Meski begitu, rupanya tugas mata-mata itu tak kunjung selesai pula. Pada masa mencuatnya aksi yang digencarkan DI/TII di Ciamis, Sho kembali terjun sebagai mata-mata. Tugas itu mulus dilaksanakan.
Usai menjalani perannya sebagai aktor di tubuh militer, Sho kembali ke dunia seni. Pada tahun 1958, Sho berniat mendirikan dan megembalikan kejayaan kelompok Opera Miss Riboet. Itu dilakukannya saat ia tinggal di Pekalongan.
Ia ingin menyalakan kembali cahaya yang redup. Ia ingin kembali merayakan semangat optimis dunia panggung. Sayang, langkah itu tak cukup membuahkan hasil yang memuaskan. Cita-citanya tak cukup mampu menjadi obor penerang bagi jagat teater modern kala itu. Lebih-lebih di Pekalongan.

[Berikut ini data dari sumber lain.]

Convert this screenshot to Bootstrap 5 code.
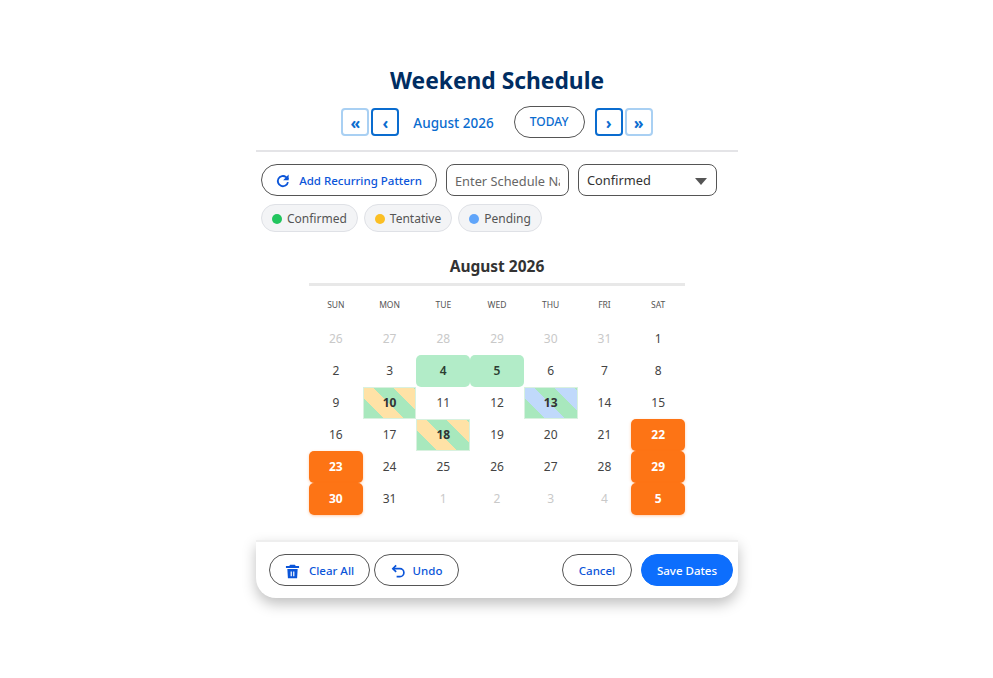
<!DOCTYPE html>
<html lang="en"><head><meta charset="utf-8"><title>Weekend Schedule</title>
<link href="https://cdn.jsdelivr.net/npm/bootstrap@5.3.0/dist/css/bootstrap.min.css" rel="stylesheet">
<style>
body{font-family:"Noto Sans","Open Sans",sans-serif;background:#fff;margin:0;min-height:678px}
.sched-wrap{width:482px;margin:0 0 0 256px;padding-top:64px}
.sched-title{font-size:22.8px;font-weight:700;color:#002d62;line-height:34px;margin:0 0 6px;text-align:center}
.nav-row{height:36px}
.sq-btn{width:28px;height:28px;padding:1px 0 0;border:2px solid #0a6ccf;border-radius:4px;background:#fff;color:#0a6ccf;font-weight:700;font-size:16px;line-height:20px;display:flex;align-items:center;justify-content:center}
.sq-btn.faint{border-color:#a9d0f3}
.gap-l{margin-left:2px}
.month-lbl{color:#0a6ccf;font-size:13.5px;font-weight:500;margin:0 20px 0 14px;padding-top:2px}
.pill-btn{border:1px solid #555;border-radius:17px;background:#fff;color:#0b55d9;font-size:11.5px;font-weight:500;height:32px;padding:1px 16px 0;display:inline-flex;align-items:center;white-space:nowrap}
.today-btn{color:#0a6ccf;margin-right:10px;width:71px;justify-content:center;padding:0;font-size:12px;font-weight:500}
.rule{height:2px;background:#e4e4e7;margin-top:10px}
.tools{margin:12px 0 0 5px;gap:9px}
.rec-btn{width:176px;justify-content:center;gap:9px;padding:1px 0 0}
.name-in{width:123px;height:32px;border:1px solid #555;border-radius:8px;padding:1px 8px 0;font-size:12.8px;color:#555;background:#fff;outline:0;font-family:inherit}
.name-in::placeholder{color:#666;opacity:1}
.kind-sel{width:139px;height:32px;border:1px solid #555;border-radius:8px;padding:2px 8px 0;font-size:12.8px;color:#333;background:#fff;position:relative;display:flex;align-items:center}
.kind-sel::after{content:"";position:absolute;right:9px;top:13px;border-left:6px solid transparent;border-right:6px solid transparent;border-top:7px solid #555}
.chips{margin:8px 0 0 5px;gap:6px}
.chip-item{height:28px;border:1px solid #dfe1e6;border-radius:14px;background:#f3f4f6;color:#555;font-size:12px;display:inline-flex;align-items:center;gap:5px;padding:1px 10px 0}
.dot-mark{width:10px;height:10px;border-radius:50%}
.cal-box{width:376px;margin:23px 0 0 53px}
.cal-title{font-size:15.5px;font-weight:700;color:#333;text-align:center;line-height:22px;padding-bottom:6px;border-bottom:3px solid #e8e8e8}
.cal-grid{display:grid;grid-template-columns:repeat(7,1fr);grid-auto-rows:32px;text-align:center;font-size:12px;color:#444}
.dow{font-size:8.5px;color:#555;height:37px;line-height:37px;text-transform:uppercase}
.hdr-grid{grid-auto-rows:37px}
.day-cell{display:flex;align-items:center;justify-content:center;height:32px}
.muted-day{color:#c9c9c9}
.ok-day{background:#b2ecc8;border-radius:5px;font-weight:600;color:#2c3e33}
.mix-a,.mix-b{font-weight:700;color:#333;border:1px solid #d8f1df}
.mix-a{background:repeating-linear-gradient(45deg,#a8e8bd 0 14px,#ffe2a6 14px 28px)}
.mix-b{background:repeating-linear-gradient(45deg,#a8e8bd 0 14px,#c0d9fb 14px 28px)}
.wk-day{background:#fd7415;color:#fff;font-weight:700;border-radius:5px;box-shadow:0 1px 3px rgba(253,116,21,.35)}
.foot-bar{margin-top:25px;height:58px;border-top:2px solid #eee;border-radius:0 0 20px 20px;box-shadow:0 6px 14px rgba(0,0,0,.25);background:#fff;padding:12px 5px 0 13px;display:flex;align-items:flex-start}
.foot-bar .pill-btn{gap:9px;justify-content:center;padding:2px 0 0}
.foot-bar .wd-85{gap:7px}
.save-btn{background:#0d6efd;border-color:#0d6efd!important;color:#fff!important}
.wd-101{width:101px}.wd-85{width:85px;margin-left:4px}.wd-70{width:70px}.wd-92{width:92px;margin-left:9px}
</style></head><body>
<main class="sched-wrap">
<h1 class="sched-title">Weekend Schedule</h1>
<div class="d-flex justify-content-center align-items-center nav-row">
<button class="sq-btn faint">«</button>
<button class="sq-btn gap-l">‹</button>
<span class="month-lbl">August 2026</span>
<button class="pill-btn today-btn">TODAY</button>
<button class="sq-btn">›</button>
<button class="sq-btn faint gap-l">»</button>
</div>
<div class="rule"></div>
<div class="d-flex tools">
<button class="pill-btn rec-btn"><svg width="14" height="14" viewBox="0 0 16 16" fill="none" stroke="#0b55d9" stroke-width="2.1"><path d="M13.6 9.2A5.8 5.8 0 1 1 11.5 3.6L14 6"/><path d="M14.4 .5V7H8.2" stroke="none" fill="#0b55d9"/></svg>Add Recurring Pattern</button>
<input class="name-in" placeholder="Enter Schedule Name">
<div class="kind-sel">Confirmed</div>
</div>
<div class="d-flex chips">
<span class="chip-item"><i class="dot-mark" style="background:#22c55e"></i>Confirmed</span>
<span class="chip-item"><i class="dot-mark" style="background:#fbbf24"></i>Tentative</span>
<span class="chip-item"><i class="dot-mark" style="background:#60a5fa"></i>Pending</span>
</div>
<section class="cal-box">
<div class="cal-title">August 2026</div>
<div class="cal-grid hdr-grid"><div class="dow">Sun</div><div class="dow">Mon</div><div class="dow">Tue</div><div class="dow">Wed</div><div class="dow">Thu</div><div class="dow">Fri</div><div class="dow">Sat</div></div>
<div class="cal-grid">
<div class="day-cell muted-day">26</div><div class="day-cell muted-day">27</div><div class="day-cell muted-day">28</div><div class="day-cell muted-day">29</div><div class="day-cell muted-day">30</div><div class="day-cell muted-day">31</div><div class="day-cell">1</div>
<div class="day-cell">2</div><div class="day-cell">3</div><div class="day-cell ok-day">4</div><div class="day-cell ok-day">5</div><div class="day-cell">6</div><div class="day-cell">7</div><div class="day-cell">8</div>
<div class="day-cell">9</div><div class="day-cell mix-a">10</div><div class="day-cell">11</div><div class="day-cell">12</div><div class="day-cell mix-b">13</div><div class="day-cell">14</div><div class="day-cell">15</div>
<div class="day-cell">16</div><div class="day-cell">17</div><div class="day-cell mix-a">18</div><div class="day-cell">19</div><div class="day-cell">20</div><div class="day-cell">21</div><div class="day-cell wk-day">22</div>
<div class="day-cell wk-day">23</div><div class="day-cell">24</div><div class="day-cell">25</div><div class="day-cell">26</div><div class="day-cell">27</div><div class="day-cell">28</div><div class="day-cell wk-day">29</div>
<div class="day-cell wk-day">30</div><div class="day-cell">31</div><div class="day-cell muted-day">1</div><div class="day-cell muted-day">2</div><div class="day-cell muted-day">3</div><div class="day-cell muted-day">4</div><div class="day-cell wk-day">5</div>
</div>
</section>
<footer class="foot-bar">
<button class="pill-btn wd-101"><svg width="15" height="15" viewBox="0 0 16 16" fill="#0b55d9"><path d="M5.5 .8h5l1 1.4H15v2H1v-2h3.500zM2.500 5.200h11l-.6 10H3.100zM6 8v5h1.300V8zm2.700 0v5H10V8z" fill-rule="evenodd"/></svg>Clear All</button>
<button class="pill-btn wd-85"><svg width="15" height="15" viewBox="0 0 16 16" fill="none" stroke="#0b55d9" stroke-width="1.8"><path d="M5.500 1.500 2 5l3.500 3.500"/><path d="M2 5h7.500a4.200 4.200 0 0 1 0 8.500H6"/></svg>Undo</button>
<button class="pill-btn ms-auto wd-70">Cancel</button>
<button class="pill-btn save-btn wd-92">Save Dates</button>
</footer>
</main>
</body></html>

Walau begitu, Sho Bun Seng bukanlah orang yang terlalu berhitung. Setidaknya, dalam masa pensiun, ia sama sekali tidak pernah mengambil dana pensiun. Sampai-sampai, dana itu menumpuk lama. Jumlahnya menjadi jutaan. Dan, saat ia terpaksa mengambilnya, yang diambil hanya beberapa ratus ribu.
Saat Sutan Badar bermaksud memberinya bintang jasa, Sho Bun Seng malah menolak. Katanya, “Yang penting membela kemerdekaan. Kalau sudah merdeka, untuk apa minta-minta tanda jasa.”
Walau begitu, Presiden pertama RI, Ir. Soekarno tak tinggal diam. Ia tetap memberinya tanda jasa. Bahkan, saat meninggal pada tahun 2000, Sho dimakamkan di Taman Makam Pahlawan Kalibata. Itupun karena jenazah dijemput oleh pasukan kehormatan yang dikirim Garnisun setelah pihak Garnisun menerima laporan tentang sosok aktor yang mata-mata itu.
Begitulah, Sho. Lalu, bagaimana kita?